The roasted chicken is a hit, however. With a bacon-crispy skin and tender meat, the half-bird is a classic from the Mediterranean heyday of the '90s, which suggests Gould's talents and knowledge are better suited to another type of cuisine entirely.
Che's Serrano ham on tomato-rubbed bread is an unexpected pleasure. Although the ham's robust, salty flavor would be better served in thicker, hand-carved slices, its simple beauty begs a question: What about straight-up Spanish tapas? Why not serve patatas bravas (spicy potato wedges) in place of boring "crisped" potatoes? How about gambas a la plancha, or ham croquettes? If anyone could pull off such a feat, it would be Klaskala. Aria is clear proof of Klaskala's knack for assembling a talented kitchen crew and a smooth front-of-the-house staff. The elegant cuisine at Aria shines for its unfussiness.
Atlanta's undisputed pastry chef rock star, Kathryn King, lends her brilliance to the sweets at Che. The warm chocolate cake, flan and tres leches cupcake we try are wonderful ending notes to the meal, though they lack the same sexy, playful edge that makes her desserts at Aria such a heart-pounding experience.

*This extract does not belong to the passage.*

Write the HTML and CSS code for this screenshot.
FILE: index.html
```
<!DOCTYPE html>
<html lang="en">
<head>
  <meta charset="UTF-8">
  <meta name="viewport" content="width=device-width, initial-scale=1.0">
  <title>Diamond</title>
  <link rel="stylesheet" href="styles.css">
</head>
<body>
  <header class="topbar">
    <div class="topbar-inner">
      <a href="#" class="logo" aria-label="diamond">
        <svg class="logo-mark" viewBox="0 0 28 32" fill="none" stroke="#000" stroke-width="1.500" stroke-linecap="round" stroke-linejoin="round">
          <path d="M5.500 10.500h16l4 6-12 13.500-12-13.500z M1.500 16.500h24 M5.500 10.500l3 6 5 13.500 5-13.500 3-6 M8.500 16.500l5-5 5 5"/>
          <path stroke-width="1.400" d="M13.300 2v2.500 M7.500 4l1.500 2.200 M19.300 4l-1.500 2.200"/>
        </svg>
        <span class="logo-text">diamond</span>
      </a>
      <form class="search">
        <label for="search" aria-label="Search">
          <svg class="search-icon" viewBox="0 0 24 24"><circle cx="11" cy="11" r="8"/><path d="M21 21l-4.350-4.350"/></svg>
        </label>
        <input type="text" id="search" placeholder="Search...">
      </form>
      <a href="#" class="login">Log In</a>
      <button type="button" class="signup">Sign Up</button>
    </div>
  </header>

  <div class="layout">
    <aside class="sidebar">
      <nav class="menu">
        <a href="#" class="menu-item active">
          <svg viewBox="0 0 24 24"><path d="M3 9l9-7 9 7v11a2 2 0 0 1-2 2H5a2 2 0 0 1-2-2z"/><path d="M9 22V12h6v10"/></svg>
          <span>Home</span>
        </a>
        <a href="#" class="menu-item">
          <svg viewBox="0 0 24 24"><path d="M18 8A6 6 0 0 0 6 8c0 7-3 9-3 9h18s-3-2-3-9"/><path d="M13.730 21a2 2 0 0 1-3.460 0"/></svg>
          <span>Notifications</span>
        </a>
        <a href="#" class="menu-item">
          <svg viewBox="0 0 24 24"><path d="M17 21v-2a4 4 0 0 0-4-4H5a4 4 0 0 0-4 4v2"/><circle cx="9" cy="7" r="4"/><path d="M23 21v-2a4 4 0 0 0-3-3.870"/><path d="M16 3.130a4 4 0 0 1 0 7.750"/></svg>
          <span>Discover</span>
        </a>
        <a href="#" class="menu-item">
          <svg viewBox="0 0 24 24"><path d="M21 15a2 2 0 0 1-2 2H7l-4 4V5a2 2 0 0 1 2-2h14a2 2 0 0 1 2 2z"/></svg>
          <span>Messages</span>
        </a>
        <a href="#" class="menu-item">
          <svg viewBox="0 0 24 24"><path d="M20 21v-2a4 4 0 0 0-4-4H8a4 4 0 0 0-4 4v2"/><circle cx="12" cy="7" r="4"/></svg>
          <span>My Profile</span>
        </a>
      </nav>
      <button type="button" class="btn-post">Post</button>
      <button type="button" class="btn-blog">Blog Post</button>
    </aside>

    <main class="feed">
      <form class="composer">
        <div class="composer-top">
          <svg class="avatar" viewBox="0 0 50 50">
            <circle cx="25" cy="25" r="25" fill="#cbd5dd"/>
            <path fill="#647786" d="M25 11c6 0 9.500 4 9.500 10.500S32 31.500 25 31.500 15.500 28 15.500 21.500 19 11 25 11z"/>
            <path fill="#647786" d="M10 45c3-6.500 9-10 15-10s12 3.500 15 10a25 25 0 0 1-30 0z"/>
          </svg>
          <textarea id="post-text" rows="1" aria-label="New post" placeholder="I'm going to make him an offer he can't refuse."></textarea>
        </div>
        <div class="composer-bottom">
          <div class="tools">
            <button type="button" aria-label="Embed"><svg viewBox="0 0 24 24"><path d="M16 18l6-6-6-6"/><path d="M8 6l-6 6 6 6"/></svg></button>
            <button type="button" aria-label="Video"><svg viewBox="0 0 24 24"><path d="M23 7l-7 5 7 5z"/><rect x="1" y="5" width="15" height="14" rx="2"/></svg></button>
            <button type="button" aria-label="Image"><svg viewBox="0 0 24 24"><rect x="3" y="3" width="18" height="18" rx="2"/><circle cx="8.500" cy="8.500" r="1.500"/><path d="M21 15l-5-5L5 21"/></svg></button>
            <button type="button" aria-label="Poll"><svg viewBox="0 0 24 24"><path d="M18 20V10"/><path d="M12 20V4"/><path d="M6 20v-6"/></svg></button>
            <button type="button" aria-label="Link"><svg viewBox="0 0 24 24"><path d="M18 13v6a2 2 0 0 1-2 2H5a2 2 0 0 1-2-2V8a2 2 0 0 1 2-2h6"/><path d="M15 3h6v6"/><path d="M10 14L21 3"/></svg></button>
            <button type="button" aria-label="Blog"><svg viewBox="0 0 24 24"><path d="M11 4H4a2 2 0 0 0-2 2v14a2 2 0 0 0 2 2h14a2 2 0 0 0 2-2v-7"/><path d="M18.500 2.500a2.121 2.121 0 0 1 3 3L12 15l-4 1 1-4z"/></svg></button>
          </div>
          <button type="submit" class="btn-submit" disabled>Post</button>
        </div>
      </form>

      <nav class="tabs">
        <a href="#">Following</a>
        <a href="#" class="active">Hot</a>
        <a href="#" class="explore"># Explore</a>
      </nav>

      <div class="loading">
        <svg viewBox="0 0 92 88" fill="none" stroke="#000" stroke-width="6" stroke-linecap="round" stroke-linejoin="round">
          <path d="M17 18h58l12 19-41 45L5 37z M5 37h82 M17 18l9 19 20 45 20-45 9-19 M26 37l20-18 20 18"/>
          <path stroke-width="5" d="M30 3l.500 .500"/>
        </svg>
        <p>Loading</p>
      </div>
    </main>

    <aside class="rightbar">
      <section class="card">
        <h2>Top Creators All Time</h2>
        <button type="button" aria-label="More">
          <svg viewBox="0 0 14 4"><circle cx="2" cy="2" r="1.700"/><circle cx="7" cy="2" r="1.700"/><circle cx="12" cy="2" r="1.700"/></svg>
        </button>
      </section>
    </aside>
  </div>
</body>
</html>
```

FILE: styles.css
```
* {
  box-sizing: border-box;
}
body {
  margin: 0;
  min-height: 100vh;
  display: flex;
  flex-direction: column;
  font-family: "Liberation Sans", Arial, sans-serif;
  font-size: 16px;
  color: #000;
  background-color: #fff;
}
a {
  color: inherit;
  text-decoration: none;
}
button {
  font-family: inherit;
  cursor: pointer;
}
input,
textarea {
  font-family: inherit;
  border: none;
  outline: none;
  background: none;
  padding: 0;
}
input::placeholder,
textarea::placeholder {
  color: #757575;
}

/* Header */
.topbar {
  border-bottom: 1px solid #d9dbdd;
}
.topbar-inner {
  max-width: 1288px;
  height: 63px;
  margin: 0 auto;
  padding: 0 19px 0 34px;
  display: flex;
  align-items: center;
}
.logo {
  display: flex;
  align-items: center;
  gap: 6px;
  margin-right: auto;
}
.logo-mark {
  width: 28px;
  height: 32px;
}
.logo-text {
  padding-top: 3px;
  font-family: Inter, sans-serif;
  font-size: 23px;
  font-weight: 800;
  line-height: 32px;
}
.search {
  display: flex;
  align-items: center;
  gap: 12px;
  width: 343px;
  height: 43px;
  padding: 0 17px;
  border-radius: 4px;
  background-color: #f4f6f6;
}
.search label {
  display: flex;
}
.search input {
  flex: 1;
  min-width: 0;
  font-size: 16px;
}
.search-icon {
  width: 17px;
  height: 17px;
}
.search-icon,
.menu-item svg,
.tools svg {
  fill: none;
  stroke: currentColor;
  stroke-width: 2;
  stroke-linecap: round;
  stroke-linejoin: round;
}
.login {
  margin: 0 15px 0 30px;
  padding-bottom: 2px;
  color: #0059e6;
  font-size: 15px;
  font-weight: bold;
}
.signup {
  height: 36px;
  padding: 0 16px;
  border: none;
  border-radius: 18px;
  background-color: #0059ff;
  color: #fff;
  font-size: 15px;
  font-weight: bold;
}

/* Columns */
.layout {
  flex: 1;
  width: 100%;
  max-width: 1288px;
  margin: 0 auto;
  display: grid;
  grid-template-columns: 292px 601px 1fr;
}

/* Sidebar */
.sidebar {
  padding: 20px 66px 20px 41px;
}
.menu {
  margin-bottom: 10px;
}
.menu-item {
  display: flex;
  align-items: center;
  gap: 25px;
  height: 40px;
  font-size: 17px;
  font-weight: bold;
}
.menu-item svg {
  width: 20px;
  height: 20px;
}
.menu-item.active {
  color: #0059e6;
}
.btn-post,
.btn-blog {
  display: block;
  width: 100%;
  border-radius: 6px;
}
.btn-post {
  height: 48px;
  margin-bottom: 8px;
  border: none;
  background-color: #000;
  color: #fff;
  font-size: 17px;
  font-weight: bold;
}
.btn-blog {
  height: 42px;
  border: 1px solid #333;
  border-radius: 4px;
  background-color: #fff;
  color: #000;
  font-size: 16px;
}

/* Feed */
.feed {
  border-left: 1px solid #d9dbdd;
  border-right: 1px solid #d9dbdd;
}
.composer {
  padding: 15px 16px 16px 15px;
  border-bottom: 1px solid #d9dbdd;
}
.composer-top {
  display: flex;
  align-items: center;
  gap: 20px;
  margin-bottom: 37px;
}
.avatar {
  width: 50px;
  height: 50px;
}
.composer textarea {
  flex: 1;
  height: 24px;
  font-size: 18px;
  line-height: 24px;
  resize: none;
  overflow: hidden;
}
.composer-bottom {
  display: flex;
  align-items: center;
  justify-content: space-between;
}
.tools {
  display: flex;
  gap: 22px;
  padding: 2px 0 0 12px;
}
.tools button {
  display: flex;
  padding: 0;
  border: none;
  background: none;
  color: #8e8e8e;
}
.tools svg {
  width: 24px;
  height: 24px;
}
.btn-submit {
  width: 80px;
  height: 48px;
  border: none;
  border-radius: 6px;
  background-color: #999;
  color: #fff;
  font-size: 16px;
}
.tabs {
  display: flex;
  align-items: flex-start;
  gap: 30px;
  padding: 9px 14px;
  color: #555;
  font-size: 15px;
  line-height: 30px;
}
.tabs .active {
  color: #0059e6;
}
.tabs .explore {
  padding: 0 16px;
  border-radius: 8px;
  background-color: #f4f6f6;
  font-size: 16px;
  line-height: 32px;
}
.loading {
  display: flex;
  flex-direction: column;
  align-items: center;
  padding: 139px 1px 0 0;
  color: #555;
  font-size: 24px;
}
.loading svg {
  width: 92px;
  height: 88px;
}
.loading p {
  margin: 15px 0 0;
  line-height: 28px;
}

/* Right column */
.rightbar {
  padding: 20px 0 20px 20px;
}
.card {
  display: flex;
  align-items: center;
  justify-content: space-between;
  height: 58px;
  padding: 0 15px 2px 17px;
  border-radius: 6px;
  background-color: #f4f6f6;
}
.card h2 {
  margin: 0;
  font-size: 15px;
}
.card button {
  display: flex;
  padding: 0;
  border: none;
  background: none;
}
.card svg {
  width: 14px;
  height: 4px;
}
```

To promote a menu, as Che does, as inspired by the cuisines of Cuba and Spain, there is a certain amount of knowledge of the food cultures you're blending and packaging into an amalgamated product labeled "Latino." Clumsy execution in the kitchen and polite, yet rushed and far too familiar service sink this tapas bar. Perhaps simpler fare that hems closer to the authentic Spanish tapas tradition would be better served by the kitchen's skills. Now that would be a concept.